Le flux, ce phénomène exclusivement urbain, intensifié par l’ultra-libéralisme et l’évolution technologique, devient l’image même de la dépossession de soi. C’est très clair dans cette chanson du groupe (très) parisien Fauve :
Comment se sentir lorsque nos sens sont accaparés par le flux d’informations qui nous entoure. L’irritabilité à son paroxysme peut conduire à une crise existentielle, voire déclencher des pathologies, que l’on laisse le soin aux psychologues ou aux psychiatres de l’hôpital Saint Anne de gérer.
Bien que Paris m’escagace, parfois, souvent, je n’en suis pas encore là. De mon côté, cette irritation a une conséquence étrange : je ne peux pas commencer un livre dans le métro. Je ne peux que poursuivre la lecture d’un livre déjà commencé ailleurs, auparavant, tranquillement. Comme si rien ne pouvait s’engager dans le métro, comme s’il devait rester à jamais un lieu de passage anodin. Bref.
Loin de vouloir céder à un idéal du paradis campagnard, où la vie est si saine (au milieu des sources aux nitrates, des nuages de pesticides et de certains immobilismes tuant), j’observe Paris avec une forme de fascination. Et lorsqu’un jour, au coin d’un beau cantou dans une potentielle maison en vieille pierre au cœur des montagnes, il m’arrivera de regretter la capitale. Comme Pépé le Moko, j’en arriverai à voir dans les yeux d’une messagère impromptue, la céramique blanche des couloirs du métro. Et peut être qu’alors, je regretterai, nostalgique, les courses effrénées de la grande ville moderne.
« T’as des bijoux qu’s’en est de la provocation, t’es toute en soie, t’es pleine d’or et tu m’fais penser au métro… » . Jean Gabin dans Pépé le Moko.
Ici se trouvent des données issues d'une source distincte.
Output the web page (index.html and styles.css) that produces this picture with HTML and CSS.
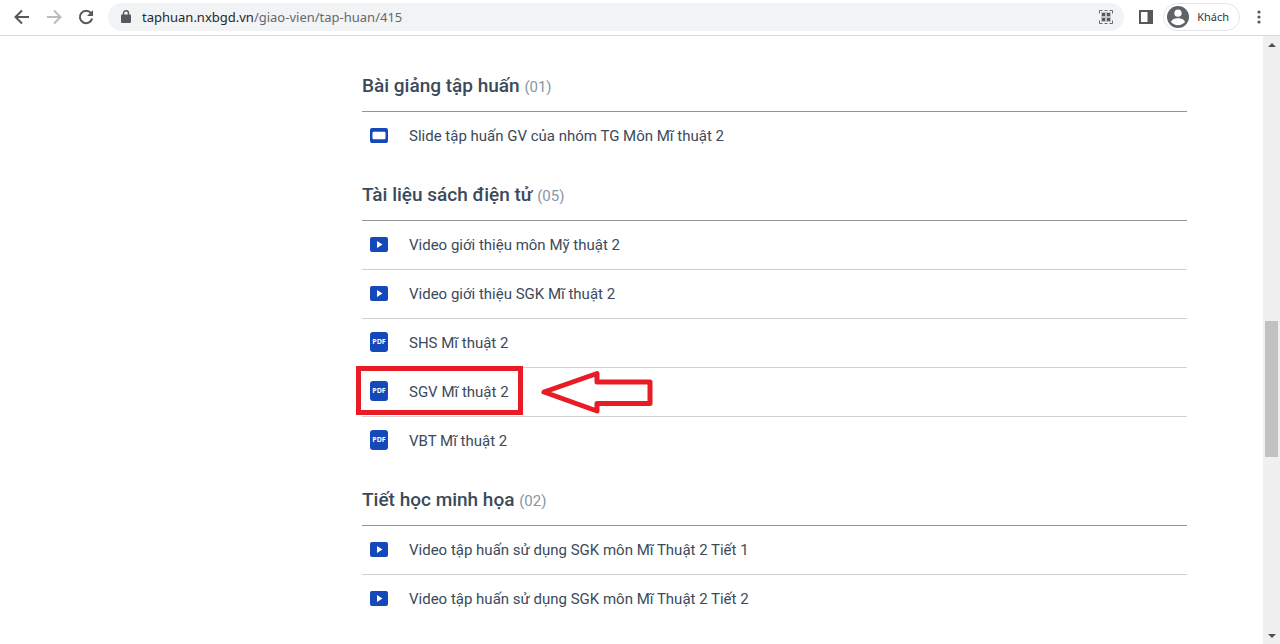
FILE: index.html
```html
<!DOCTYPE html>
<html lang="vi">
<head>
<meta charset="utf-8">
<meta name="viewport" content="width=device-width, initial-scale=1">
<title>Tập huấn</title>
<link rel="stylesheet" href="styles.css">
</head>
<body>
<svg class="sprite" aria-hidden="true">
  <symbol id="i-video" viewBox="0 0 18 15"><rect width="18" height="15" rx="2" fill="#1548b8"/><path d="M7 4v7l5.500-3.500z" fill="#fff"/></symbol>
  <symbol id="i-slide" viewBox="0 0 18 15"><rect width="18" height="15" rx="2" fill="#1548b8"/><rect x="2.500" y="3.800" width="13" height="7.400" rx="1" fill="#fff"/></symbol>
</svg>
<header class="toolbar">
  <button class="tool" type="button" aria-label="Quay lại"><svg width="16" height="16" viewBox="0 0 16 16" fill="none" stroke="#55585c" stroke-width="2"><path d="M15 8H2M8 1.500L1.500 8 8 14.500"/></svg></button>
  <button class="tool" type="button" aria-label="Tiến"><svg width="16" height="16" viewBox="0 0 16 16" fill="none" stroke="#babcbe" stroke-width="2"><path d="M1 8h13M8 1.500L14.500 8 8 14.500"/></svg></button>
  <button class="tool" type="button" aria-label="Tải lại"><svg width="16" height="16" viewBox="0 0 16 16"><path d="M13 4.200A6.200 6.200 0 1 0 14.100 9.500" fill="none" stroke="#55585c" stroke-width="2"/><path d="M15 1v6H9z" fill="#55585c"/></svg></button>
  <div class="address">
    <svg class="lock" width="10" height="13" viewBox="0 0 10 13"><rect y="4.500" width="10" height="8.500" rx="1" fill="#55585c"/><path d="M2.500 5V3.200a2.500 2.500 0 0 1 5 0V5" fill="none" stroke="#55585c" stroke-width="1.400"/></svg>
    <span class="url"><span class="host">taphuan.nxbgd.vn</span>/giao-vien/tap-huan/415</span>
    <button class="plain" type="button" aria-label="Mã QR"><svg width="14" height="14" viewBox="0 0 14 14" fill="none" stroke="#66696d"><path d="M.5 3.500V.5h3M10.500 .5h3v3M13.500 10.500v3h-3M3.500 13.500h-3v-3M5.500 .5h3M5.500 13.500h3"/><path d="M2.500 2.500h4v4h-4zM7.500 2.500h4v4h-4zM2.500 7.500h4v4h-4zM7.500 7.500h4v4h-4z" fill="#55585c" stroke="#c5c7ca" stroke-width=".8"/></svg></button>
  </div>
  <button class="plain panel" type="button" aria-label="Bảng bên"><svg width="14" height="14" viewBox="0 0 14 14"><rect x="1" y="1" width="12" height="12" fill="#fff" stroke="#55585c" stroke-width="2"/><path d="M8.500 0H14v14H8.500z" fill="#55585c"/></svg></button>
  <button class="profile" type="button"><svg width="22" height="22" viewBox="0 0 22 22"><circle cx="11" cy="11" r="11" fill="#5f6368"/><circle cx="11" cy="7.200" r="3.600" fill="#fff"/><path d="M4 16c1-3 4-3.800 7-3.800s6 .8 7 3.800c-1.600 2-4 3.200-7 3.200S5.600 18 4 16z" fill="#fff"/></svg>Khách</button>
  <button class="plain menu" type="button" aria-label="Trình đơn"><svg width="4" height="14" viewBox="0 0 4 14" fill="#55585c"><circle cx="2" cy="2" r="1.600"/><circle cx="2" cy="7" r="1.600"/><circle cx="2" cy="12" r="1.600"/></svg></button>
</header>
<div class="viewport">
  <main class="content">
    <section class="group">
      <h2 class="title">Bài giảng tập huấn <span class="count">(01)</span></h2>
      <ul class="list">
        <li class="item"><svg class="icon"><use href="#i-slide"/></svg><a class="link" href="#">Slide tập huấn GV của nhóm TG Môn Mĩ thuật 2</a></li>
      </ul>
    </section>
    <section class="group">
      <h2 class="title">Tài liệu sách điện tử <span class="count">(05)</span></h2>
      <ul class="list">
        <li class="item"><svg class="icon"><use href="#i-video"/></svg><a class="link" href="#">Video giới thiệu môn Mỹ thuật 2</a></li>
        <li class="item"><svg class="icon"><use href="#i-video"/></svg><a class="link" href="#">Video giới thiệu SGK Mĩ thuật 2</a></li>
        <li class="item"><span class="pdf">PDF</span><a class="link" href="#">SHS Mĩ thuật 2</a></li>
        <li class="item"><span class="pdf">PDF</span><a class="link" href="#">SGV Mĩ thuật 2</a>
          <span class="marker"></span>
          <svg class="arrow" width="114" height="44" viewBox="0 0 114 44" fill="#fff" stroke="#e81c24" stroke-width="5" stroke-linejoin="round"><path d="M4 22L57 3.500v8.500h53v21.500H57V41z"/></svg>
        </li>
        <li class="item"><span class="pdf">PDF</span><a class="link" href="#">VBT Mĩ thuật 2</a></li>
      </ul>
    </section>
    <section class="group">
      <h2 class="title">Tiết học minh họa <span class="count">(02)</span></h2>
      <ul class="list">
        <li class="item"><svg class="icon"><use href="#i-video"/></svg><a class="link" href="#">Video tập huấn sử dụng SGK môn Mĩ Thuật 2 Tiết 1</a></li>
        <li class="item"><svg class="icon"><use href="#i-video"/></svg><a class="link" href="#">Video tập huấn sử dụng SGK môn Mĩ Thuật 2 Tiết 2</a></li>
      </ul>
    </section>
  </main>
  <div class="scrollbar" aria-hidden="true">
    <svg width="8" height="4" viewBox="0 0 8 4"><path d="M0 4l4-4 4 4z" fill="#505050"/></svg>
    <div class="track"><div class="thumb"></div></div>
    <svg width="8" height="4" viewBox="0 0 8 4"><path d="M0 0l4 4 4-4z" fill="#505050"/></svg>
  </div>
</div>
</body>
</html>
```
FILE: styles.css
```css
* { box-sizing: border-box; }
body {
  margin: 0;
  min-height: 100vh;
  display: flex;
  flex-direction: column;
  background: #fff;
  font-family: Roboto, "Liberation Sans", sans-serif;
  color: #3b4a5a;
}
button { padding: 0; border: 0; background: none; font: inherit; color: inherit; }
svg { display: block; }
.sprite { position: absolute; width: 0; height: 0; }

.toolbar {
  display: flex;
  align-items: center;
  height: 36px;
  padding: 0 19px 2px 14px;
  border-bottom: 1px solid #d9dadc;
  font-family: "Noto Sans", sans-serif;
}
.tool { display: grid; place-items: center; width: 16px; margin-right: 16px; }
.address {
  flex: 1;
  display: flex;
  align-items: center;
  height: 28px;
  margin-right: 15px;
  margin-left: -2px;
  padding: 0 11px 0 13px;
  border-radius: 14px;
  background: #f1f3f4;
}
.url { flex: 1; margin-left: 11px; font-size: 13px; line-height: 20px; color: #65696e; }
.host { color: #25282c; }
.profile {
  display: flex;
  align-items: center;
  gap: 8px;
  height: 28px;
  margin: 0 17px 0 10px;
  padding: 0 10px 0 3px;
  border: 1px solid #e3e5e7;
  border-radius: 14px;
  font-size: 11px;
  color: #33363a;
}

.viewport { flex: 1; display: flex; }
.content { flex: 1; padding: 15px 76px 0 362px; }
.title {
  height: 61px;
  margin: 0;
  padding-top: 22px;
  border-bottom: 1px solid #929497;
  font-size: 19px;
  line-height: 26px;
  font-weight: 500;
}
.count { font-size: 15px; font-weight: 400; color: #8796a4; }
.list { margin: 0; padding: 0; list-style: none; }
.item {
  position: relative;
  display: flex;
  align-items: center;
  height: 49px;
  padding-left: 8px;
  border-bottom: 1px solid #cfd0d2;
}
.item:last-child { height: 48px; border-bottom: 0; }
.icon { width: 18px; height: 15px; margin: 0 21px 2px 0; }
.pdf {
  width: 18px;
  height: 20px;
  margin: 0 21px 2px 0;
  border-radius: 3px;
  background: #1548b8;
  color: #fff;
  font: 700 7px/20px "Open Sans", sans-serif;
  text-align: center;
}
.link { font-size: 15px; line-height: 24px; color: inherit; text-decoration: none; }
.marker { position: absolute; top: -2px; left: -6px; width: 167px; height: 49px; border: 5px solid #e81c24; }
.arrow { position: absolute; top: 2px; left: 178px; }

.scrollbar {
  display: flex;
  flex-direction: column;
  align-items: center;
  width: 17px;
  padding: 7px 0 6px;
  background: #f0f0f0;
}
.track { flex: 1; display: grid; grid-template-rows: 274fr 136fr 177fr; }
.thumb { grid-row: 2; width: 13px; background: #c1c1c1; }
```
Une réponse sur « Socio-géographie sauvage de Paris »
Intéressantes réflexions sur la ville et notamment Paris, ville de tensions et de la difficile “coprésence”. Mais ne peut-on considérer simultanément l’argument opposé qui fait de Paris et ses banlieues un lieu de créativité où s’inventent, dans les marges, les cultures urbaines?